Vtech data breach
VTech was hit with a massive data breach last year that compromised parent and child dataGetty

Troy Hunt, security developer and avid researcher of cyber-breaches, has publicly criticised technology manufacturer VTech for its stance on security. In a scathing blog post, Hunt criticises the firm's updated terms and conditions (T&Cs), which were recently unveiled following a massive data breach last year.

The hack, which occurred in November, hit VTech's app-store database, known as Learning Lodge, and resulted in the loss of a slew of customer data of parents and children from countries across the globe, including the US, UK, Germany and China. Traditionally viewed as a toy manufacturer, VTech has, for better or worse, since touted a move into home security. "We are committed to protecting our customer information and their privacy to ensure against any such incidents in the future," the firm said following the breach.
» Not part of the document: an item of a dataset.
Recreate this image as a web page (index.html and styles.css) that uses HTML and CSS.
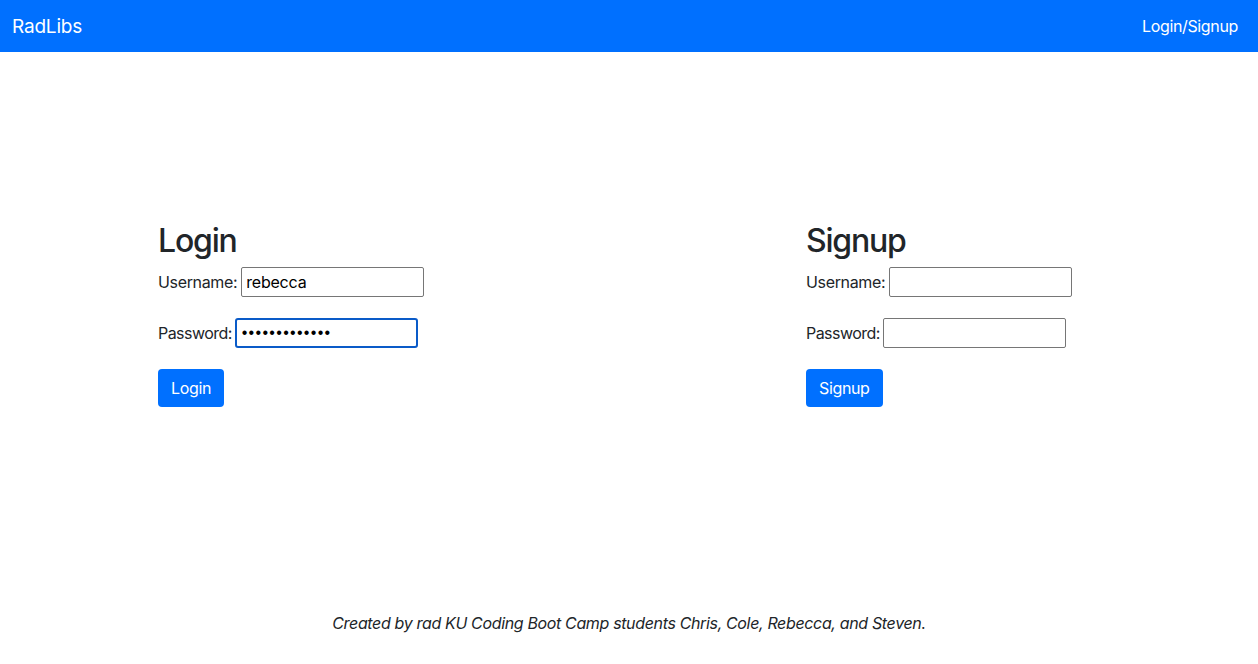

Yet now, in its derided T&Cs, Hunt, who has been awarded Microsoft's lauded Most Valuable Professional (MVP) for Developer Security, notes that VTech has essentially placed the entire burden of security on the end user, which is the opposite position of most security-conscious firms. In short, the conditions now say that users browse the website and use the software at their "own risk".

"You acknowledge and agree that you assume full responsibility for your use of the site and any software or firmware downloaded therefrom. You acknowledge and agree that any information you send or receive during your use of the site may not be secure and may be intercepted," states the updated T&Cs.

"Grossly negligent"

According to Hunt, the position held by VTech lacks responsibility. "I'm the first person to acknowledge that there are very few absolutes in security and there always remains some sliver of a risk that things will go wrong but even then, you, as the organisation involved, have to take responsibility," he said.

"Certainly that's the expectation of the customer – that the information they provide will remain secure – and VTech cannot simply just absolve themselves of that responsibility in their terms and conditions. People don't even read these things! If they honestly don't feel they're not up to the task of protecting personal information, then perhaps put that on the box and allow consumers to consciously take their chances rather than implicitly opting into the 'zero accountability' clause."

Noting VTech's move into home security, Hunt added: "I wonder if they set the same expectations around their home-security products perhaps not actually being secure. The bigger picture here is that companies are building grossly negligent software – not just one mistake in otherwise well-written software – and then simply not being held accountable when it all goes wrong."

IBTimes.co.uk has contacted VTech for additional comment and is awaiting a response.